The Catechism says: “As regards children who have died without Baptism, the Church can only entrust them to the mercy of God, as she does in her funeral rites for them. Indeed, the great mercy of God who desires that all men should be saved, and Jesus’ tenderness toward children which caused him to say: ‘Let the children come to me, do not hinder them,’ allow us to hope that there is a way of salvation for children who have died without Baptism. All the more urgent is the Church’s call not to prevent little children coming to Christ through the gift of holy Baptism” (No. 1261).
Q. What is the Church’s teaching on getting tattoos? My granddaughters are driving me crazy!
— Jane M.
The Old Testament is very clear in its prohibition against tattoos. “You shall not make any cuttings in your flesh on account of the dead or tattoo any marks upon you: I am the Lord” (Lv 19:28, RSV).
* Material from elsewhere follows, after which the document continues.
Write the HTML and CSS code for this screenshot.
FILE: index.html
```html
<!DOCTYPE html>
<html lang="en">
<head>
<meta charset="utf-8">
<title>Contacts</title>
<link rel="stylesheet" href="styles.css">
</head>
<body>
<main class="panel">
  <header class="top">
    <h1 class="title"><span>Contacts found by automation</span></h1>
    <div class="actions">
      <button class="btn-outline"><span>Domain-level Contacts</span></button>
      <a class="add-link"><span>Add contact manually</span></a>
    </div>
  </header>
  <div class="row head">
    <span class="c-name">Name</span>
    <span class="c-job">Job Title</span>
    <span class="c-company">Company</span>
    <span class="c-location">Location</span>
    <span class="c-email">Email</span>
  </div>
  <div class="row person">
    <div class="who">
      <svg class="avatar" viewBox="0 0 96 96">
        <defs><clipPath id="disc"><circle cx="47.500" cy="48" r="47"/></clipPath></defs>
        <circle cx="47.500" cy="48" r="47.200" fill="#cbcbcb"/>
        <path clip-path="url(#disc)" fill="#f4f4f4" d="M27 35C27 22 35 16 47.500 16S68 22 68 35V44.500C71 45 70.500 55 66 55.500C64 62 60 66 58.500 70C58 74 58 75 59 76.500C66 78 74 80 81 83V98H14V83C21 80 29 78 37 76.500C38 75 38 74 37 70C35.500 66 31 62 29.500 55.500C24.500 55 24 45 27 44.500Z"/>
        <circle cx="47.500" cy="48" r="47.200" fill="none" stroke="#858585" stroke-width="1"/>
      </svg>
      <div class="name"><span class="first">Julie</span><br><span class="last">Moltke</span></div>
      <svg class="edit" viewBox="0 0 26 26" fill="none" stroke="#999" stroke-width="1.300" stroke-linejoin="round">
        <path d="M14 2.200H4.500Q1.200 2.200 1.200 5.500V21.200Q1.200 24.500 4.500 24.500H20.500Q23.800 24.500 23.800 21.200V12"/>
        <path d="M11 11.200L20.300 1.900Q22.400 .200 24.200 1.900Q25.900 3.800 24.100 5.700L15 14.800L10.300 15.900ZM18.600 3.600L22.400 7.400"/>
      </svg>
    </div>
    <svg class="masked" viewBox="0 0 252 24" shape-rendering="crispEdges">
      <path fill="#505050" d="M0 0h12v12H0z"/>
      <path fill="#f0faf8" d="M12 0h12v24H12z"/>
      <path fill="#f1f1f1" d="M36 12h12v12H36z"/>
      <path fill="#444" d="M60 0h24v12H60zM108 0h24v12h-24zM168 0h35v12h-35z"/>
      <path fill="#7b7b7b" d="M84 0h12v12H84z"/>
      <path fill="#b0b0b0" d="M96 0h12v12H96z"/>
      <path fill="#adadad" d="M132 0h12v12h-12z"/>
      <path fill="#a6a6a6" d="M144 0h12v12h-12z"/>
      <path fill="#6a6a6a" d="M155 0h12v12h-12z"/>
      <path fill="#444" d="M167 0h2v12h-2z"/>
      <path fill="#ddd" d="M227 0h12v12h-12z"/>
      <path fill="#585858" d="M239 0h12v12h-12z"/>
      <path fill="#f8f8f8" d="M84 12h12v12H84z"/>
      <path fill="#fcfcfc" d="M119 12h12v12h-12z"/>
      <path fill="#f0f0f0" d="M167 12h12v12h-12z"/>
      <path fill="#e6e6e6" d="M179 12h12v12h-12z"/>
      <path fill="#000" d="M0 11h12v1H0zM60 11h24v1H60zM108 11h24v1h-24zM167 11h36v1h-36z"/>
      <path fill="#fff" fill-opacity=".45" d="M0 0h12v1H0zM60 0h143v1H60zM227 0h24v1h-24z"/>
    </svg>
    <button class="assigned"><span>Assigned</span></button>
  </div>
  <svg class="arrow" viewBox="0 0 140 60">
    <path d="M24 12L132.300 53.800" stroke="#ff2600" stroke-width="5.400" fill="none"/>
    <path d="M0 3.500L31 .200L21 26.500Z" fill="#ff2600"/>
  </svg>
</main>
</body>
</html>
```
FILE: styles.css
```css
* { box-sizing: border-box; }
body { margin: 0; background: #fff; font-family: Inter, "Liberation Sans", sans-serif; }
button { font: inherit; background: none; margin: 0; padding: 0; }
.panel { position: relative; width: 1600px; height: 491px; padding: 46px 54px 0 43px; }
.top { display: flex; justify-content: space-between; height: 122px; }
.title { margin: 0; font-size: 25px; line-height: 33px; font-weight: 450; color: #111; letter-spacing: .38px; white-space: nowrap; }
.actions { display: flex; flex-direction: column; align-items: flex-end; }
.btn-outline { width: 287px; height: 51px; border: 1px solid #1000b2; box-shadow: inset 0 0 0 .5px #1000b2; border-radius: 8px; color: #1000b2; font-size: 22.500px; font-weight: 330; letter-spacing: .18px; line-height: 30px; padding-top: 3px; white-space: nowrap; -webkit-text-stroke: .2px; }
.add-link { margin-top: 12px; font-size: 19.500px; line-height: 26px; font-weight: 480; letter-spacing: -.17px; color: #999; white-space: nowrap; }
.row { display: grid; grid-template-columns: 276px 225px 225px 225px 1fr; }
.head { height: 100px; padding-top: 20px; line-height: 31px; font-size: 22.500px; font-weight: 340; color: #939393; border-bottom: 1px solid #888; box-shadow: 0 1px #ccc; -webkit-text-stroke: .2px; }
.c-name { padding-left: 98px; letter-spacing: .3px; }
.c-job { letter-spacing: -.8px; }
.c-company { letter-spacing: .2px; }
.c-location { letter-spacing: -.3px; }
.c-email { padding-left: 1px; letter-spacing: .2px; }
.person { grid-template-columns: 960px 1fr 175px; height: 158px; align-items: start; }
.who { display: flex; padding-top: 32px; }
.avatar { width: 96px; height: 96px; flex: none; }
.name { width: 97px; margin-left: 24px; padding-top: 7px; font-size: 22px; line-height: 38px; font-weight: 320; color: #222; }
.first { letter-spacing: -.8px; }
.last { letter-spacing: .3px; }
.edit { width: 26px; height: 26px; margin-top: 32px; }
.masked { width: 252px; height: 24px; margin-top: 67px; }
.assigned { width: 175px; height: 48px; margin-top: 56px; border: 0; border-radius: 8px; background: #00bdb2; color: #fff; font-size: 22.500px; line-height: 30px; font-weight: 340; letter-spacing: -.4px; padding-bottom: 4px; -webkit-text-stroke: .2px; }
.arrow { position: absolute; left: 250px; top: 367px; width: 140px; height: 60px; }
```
The New Testament is silent on the matter, although those who oppose tattooing cite St. Paul in their support. He reminds us, “Do you not know that your body is a temple of the Holy Spirit within you, which you have from God? You are not your own; you were bought with a price. So glorify God in your body” (1 Cor 6:19-20, RSV).
St. Paul’s admonition is probably closer to the point in today’s society than Leviticus, as tattooing is seldom (at least by most individuals) considered an aspect of pagan ritual. Because God created our bodies, we must assume God designed them with care and a clear sense of their proper purpose. God entrusted creation — this includes our bodies — to our first parents, and commanded them to care for this gift with love. Tattoos may be only cosmetic decorations, but they are permanent changes, and at some point we must ask ourselves how much we can hope to improve on nature.